Data Type Descriptions

The data types in KBase cover a wide range of types relevant to systems biology research, including genomes and their annotations, metagenomes, expression and protein-protein interaction data, inferred models of organismal and community metabolism and gene regulation, and even geographical information about populations. The Data Summary page lists the key data types in KBase.

By “data type”, we mean the internal KBase representation of a particular sort of biological data.
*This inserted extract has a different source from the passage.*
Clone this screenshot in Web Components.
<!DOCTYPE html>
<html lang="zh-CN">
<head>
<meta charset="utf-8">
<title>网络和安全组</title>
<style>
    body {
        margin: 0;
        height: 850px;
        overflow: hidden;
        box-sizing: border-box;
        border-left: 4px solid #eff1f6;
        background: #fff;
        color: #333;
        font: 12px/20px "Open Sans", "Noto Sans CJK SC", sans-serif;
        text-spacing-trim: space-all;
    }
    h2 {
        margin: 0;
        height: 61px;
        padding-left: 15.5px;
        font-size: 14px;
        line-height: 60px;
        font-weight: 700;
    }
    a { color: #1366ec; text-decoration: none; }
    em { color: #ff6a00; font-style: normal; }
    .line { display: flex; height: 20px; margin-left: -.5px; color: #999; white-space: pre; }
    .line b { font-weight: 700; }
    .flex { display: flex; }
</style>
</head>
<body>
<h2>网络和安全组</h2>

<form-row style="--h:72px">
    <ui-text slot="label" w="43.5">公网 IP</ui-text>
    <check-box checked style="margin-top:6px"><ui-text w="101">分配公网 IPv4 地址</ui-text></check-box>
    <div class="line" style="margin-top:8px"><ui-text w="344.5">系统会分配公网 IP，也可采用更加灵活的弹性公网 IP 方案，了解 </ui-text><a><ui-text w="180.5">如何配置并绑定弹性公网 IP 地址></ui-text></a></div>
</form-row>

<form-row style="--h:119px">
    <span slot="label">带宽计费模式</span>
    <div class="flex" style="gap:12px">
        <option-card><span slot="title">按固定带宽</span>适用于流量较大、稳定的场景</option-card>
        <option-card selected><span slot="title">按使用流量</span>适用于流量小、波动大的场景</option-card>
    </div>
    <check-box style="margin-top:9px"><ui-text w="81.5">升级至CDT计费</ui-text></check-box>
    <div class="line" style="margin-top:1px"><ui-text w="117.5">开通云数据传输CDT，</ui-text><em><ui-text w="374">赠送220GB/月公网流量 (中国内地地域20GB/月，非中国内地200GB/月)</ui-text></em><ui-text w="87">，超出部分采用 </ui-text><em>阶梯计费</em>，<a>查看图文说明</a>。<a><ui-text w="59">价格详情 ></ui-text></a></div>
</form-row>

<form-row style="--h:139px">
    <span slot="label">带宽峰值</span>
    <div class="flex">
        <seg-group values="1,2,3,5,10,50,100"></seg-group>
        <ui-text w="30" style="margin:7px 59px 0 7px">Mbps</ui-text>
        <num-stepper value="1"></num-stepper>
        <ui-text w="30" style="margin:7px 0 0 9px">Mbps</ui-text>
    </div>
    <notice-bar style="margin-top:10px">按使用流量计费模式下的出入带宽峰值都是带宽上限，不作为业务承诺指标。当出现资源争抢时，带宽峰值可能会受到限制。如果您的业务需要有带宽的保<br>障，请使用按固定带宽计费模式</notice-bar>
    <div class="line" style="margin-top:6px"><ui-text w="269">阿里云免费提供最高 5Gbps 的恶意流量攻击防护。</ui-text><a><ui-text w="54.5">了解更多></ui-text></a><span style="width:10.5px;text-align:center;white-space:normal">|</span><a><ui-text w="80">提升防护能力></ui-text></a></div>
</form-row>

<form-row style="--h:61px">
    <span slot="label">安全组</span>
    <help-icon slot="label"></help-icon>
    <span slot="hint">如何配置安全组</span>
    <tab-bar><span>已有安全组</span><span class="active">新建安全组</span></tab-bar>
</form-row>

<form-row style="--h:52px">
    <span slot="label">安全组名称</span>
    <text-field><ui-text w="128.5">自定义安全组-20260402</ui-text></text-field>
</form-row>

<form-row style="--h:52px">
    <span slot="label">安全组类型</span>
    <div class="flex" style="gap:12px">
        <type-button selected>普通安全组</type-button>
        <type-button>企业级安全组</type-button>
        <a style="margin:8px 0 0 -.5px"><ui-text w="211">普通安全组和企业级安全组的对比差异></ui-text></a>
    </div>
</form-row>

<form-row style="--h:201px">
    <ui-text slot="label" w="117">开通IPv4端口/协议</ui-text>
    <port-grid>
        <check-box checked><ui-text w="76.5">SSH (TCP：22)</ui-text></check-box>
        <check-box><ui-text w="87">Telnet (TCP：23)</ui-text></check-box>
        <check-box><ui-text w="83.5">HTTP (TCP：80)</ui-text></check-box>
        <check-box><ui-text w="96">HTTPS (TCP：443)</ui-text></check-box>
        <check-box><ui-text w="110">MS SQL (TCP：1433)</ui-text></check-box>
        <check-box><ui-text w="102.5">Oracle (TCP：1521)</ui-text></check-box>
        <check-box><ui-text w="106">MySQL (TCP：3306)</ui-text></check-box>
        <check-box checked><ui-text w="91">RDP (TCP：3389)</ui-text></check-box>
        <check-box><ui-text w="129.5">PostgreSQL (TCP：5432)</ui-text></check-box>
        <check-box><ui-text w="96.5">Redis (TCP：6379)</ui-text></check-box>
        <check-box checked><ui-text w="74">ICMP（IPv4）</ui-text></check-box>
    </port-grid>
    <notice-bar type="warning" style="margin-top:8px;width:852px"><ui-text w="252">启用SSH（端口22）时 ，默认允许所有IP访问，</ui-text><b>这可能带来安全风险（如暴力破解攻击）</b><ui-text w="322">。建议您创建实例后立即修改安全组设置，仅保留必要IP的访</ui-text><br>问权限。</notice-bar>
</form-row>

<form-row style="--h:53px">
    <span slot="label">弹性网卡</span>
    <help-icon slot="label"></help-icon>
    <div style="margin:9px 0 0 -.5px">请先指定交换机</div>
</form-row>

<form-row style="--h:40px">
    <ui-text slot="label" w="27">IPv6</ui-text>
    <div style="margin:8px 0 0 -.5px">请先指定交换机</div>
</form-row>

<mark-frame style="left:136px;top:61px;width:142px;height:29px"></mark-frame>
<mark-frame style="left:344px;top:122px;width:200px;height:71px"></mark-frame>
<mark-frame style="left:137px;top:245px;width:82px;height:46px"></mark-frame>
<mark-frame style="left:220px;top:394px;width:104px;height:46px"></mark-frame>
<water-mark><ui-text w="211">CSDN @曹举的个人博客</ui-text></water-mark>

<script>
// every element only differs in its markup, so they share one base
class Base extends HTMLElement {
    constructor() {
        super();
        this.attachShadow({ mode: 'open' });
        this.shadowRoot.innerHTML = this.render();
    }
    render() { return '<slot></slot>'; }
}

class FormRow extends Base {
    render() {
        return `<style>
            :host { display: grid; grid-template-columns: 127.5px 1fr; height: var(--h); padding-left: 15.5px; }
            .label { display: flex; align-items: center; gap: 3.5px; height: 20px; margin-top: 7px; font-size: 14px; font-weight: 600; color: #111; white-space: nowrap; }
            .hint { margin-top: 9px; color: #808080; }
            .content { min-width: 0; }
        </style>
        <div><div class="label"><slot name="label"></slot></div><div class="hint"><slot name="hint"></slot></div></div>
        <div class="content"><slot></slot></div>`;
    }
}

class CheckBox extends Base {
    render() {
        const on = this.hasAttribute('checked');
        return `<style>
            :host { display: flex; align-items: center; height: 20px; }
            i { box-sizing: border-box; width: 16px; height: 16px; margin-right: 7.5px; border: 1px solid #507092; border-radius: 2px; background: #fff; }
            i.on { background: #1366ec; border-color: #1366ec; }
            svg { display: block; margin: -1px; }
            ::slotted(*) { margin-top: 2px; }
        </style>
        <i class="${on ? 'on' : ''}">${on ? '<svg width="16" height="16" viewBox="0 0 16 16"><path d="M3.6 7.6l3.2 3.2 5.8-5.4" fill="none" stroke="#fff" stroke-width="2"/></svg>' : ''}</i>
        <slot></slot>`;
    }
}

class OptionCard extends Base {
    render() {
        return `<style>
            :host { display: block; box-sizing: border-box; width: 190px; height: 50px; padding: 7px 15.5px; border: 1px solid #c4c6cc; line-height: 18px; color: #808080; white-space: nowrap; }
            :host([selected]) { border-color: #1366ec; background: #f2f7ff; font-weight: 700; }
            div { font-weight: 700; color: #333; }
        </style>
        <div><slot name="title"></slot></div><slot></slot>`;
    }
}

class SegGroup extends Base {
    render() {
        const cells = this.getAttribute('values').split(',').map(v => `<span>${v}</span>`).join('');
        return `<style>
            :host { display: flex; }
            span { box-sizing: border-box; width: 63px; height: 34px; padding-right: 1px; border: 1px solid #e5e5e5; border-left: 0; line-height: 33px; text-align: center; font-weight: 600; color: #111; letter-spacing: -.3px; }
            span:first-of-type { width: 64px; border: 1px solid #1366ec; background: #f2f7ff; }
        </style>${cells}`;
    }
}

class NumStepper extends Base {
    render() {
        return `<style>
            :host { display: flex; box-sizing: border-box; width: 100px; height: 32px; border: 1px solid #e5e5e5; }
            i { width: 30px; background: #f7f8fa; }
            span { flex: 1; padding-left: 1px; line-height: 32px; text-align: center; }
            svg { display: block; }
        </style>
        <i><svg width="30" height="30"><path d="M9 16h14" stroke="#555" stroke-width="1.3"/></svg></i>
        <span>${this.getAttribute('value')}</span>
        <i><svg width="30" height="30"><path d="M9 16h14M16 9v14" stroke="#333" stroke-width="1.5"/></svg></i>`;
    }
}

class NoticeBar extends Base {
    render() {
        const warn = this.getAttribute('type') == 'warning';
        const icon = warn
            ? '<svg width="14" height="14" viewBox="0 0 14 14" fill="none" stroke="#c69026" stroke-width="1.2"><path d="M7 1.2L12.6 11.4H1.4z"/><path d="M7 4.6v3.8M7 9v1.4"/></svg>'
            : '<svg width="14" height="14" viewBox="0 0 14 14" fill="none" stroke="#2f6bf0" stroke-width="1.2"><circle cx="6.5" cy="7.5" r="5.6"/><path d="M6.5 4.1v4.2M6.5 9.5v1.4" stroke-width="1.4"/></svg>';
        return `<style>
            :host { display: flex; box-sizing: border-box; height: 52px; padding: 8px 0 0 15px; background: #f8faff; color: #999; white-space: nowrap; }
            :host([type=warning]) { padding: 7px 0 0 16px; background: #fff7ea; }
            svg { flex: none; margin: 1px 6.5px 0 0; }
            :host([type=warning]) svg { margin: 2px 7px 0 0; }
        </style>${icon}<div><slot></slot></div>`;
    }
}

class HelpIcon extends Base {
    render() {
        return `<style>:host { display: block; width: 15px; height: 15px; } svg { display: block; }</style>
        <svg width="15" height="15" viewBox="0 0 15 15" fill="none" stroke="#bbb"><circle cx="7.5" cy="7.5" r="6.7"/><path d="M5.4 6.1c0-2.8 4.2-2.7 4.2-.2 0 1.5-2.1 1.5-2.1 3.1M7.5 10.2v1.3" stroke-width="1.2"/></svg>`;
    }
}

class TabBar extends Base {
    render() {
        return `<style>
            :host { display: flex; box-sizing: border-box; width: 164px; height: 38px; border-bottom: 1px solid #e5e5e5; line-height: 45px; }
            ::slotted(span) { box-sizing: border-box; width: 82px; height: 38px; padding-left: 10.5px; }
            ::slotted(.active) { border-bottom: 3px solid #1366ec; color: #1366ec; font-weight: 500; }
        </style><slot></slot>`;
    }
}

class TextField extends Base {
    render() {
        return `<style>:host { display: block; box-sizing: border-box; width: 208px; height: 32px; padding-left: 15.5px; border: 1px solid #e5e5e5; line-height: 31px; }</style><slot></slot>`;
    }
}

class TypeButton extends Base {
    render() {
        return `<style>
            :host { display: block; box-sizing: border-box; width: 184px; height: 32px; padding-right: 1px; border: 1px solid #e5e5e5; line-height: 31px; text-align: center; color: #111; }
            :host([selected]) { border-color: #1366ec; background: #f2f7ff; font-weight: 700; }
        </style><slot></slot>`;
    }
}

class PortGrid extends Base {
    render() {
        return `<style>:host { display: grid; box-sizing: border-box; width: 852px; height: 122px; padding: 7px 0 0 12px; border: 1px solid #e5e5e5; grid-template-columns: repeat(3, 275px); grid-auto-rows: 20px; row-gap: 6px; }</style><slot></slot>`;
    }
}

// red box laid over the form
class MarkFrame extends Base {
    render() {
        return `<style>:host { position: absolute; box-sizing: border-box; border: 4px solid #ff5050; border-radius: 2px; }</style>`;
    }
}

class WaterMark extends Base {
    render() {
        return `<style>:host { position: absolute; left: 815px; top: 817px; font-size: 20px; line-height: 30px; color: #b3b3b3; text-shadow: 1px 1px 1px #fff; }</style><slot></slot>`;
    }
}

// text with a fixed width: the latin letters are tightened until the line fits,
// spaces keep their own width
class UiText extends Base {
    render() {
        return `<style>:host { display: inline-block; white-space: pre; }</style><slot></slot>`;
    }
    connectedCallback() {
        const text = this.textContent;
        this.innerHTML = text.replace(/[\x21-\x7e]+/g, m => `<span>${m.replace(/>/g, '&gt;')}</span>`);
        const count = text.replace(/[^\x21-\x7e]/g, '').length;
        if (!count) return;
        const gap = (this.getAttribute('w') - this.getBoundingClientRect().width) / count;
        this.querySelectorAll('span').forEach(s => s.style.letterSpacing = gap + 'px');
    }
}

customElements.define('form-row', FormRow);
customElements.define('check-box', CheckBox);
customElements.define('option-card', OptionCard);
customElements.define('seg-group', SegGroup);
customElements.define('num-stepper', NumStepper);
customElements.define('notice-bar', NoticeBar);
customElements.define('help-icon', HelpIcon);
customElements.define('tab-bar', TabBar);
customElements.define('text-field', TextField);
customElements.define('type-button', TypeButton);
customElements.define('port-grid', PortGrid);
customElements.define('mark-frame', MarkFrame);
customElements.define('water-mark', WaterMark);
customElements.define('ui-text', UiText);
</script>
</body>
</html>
The list of data types in this section of the Data Guide uses the internal KBase nomenclature for the data type names, and describes what each of these types includes in the KBase database.


  • SingleEndLibrary Sequence data from one end of a strand of DNA
  • PairedEndLibrary Sequence data from both ends of a DNA fragment
  • ReferenceAssembly Curated and non-redundant sequence data from RefSeq, the National Center for Biotechnology Information’s (NCBI) Reference Sequence Database


  • Assembly (previously called ContigSet) A collection of contiguous DNA sequences that each represent a consensus sequence
  • Genome — A set of known structural and functional annotations for contiguous DNA sequences that represent an organism
  • GenomeSet — Collection of genomes from multiple organisms
  • Pangenome — Data representing unified gene sets of multiple organisms from a GenomeSet
  • Transcriptome — Set of both coding and non-coding RNA present in an organism within a specific environment
  • ProteomeComparison — Contains information about the corresponding proteins between two genomes
  • Tree — Species tree representing evolutionary relationships between organisms


  • Metagenome — Collection of genes and genomes present in an environmental sample
  • Collection — A list of metagenomes to be used in comparative analysis
  • TaxonomicMatrix — Table of abundance data for various organisms in an environmental sample
  • FunctionalMatrix — Table of abundance data for proteins and other functional biological expressions in an environmental sample

Flux Balance Analysis (FBA) Modeling

  • FBAModel — Contains the reactions, compounds, compartments, biomass reactions, and gene associations that comprise a metabolic model for an organism
  • Media — A series of compounds with information about their concentration and flux parameters


  • PhenotypeSet — Contains information about experimentally measured growth phenotype data
  • PhenotypeSimulationSet — List of the growth phenotypes included in the phenotype set, along with growth rates predicted by the specified metabolic model.​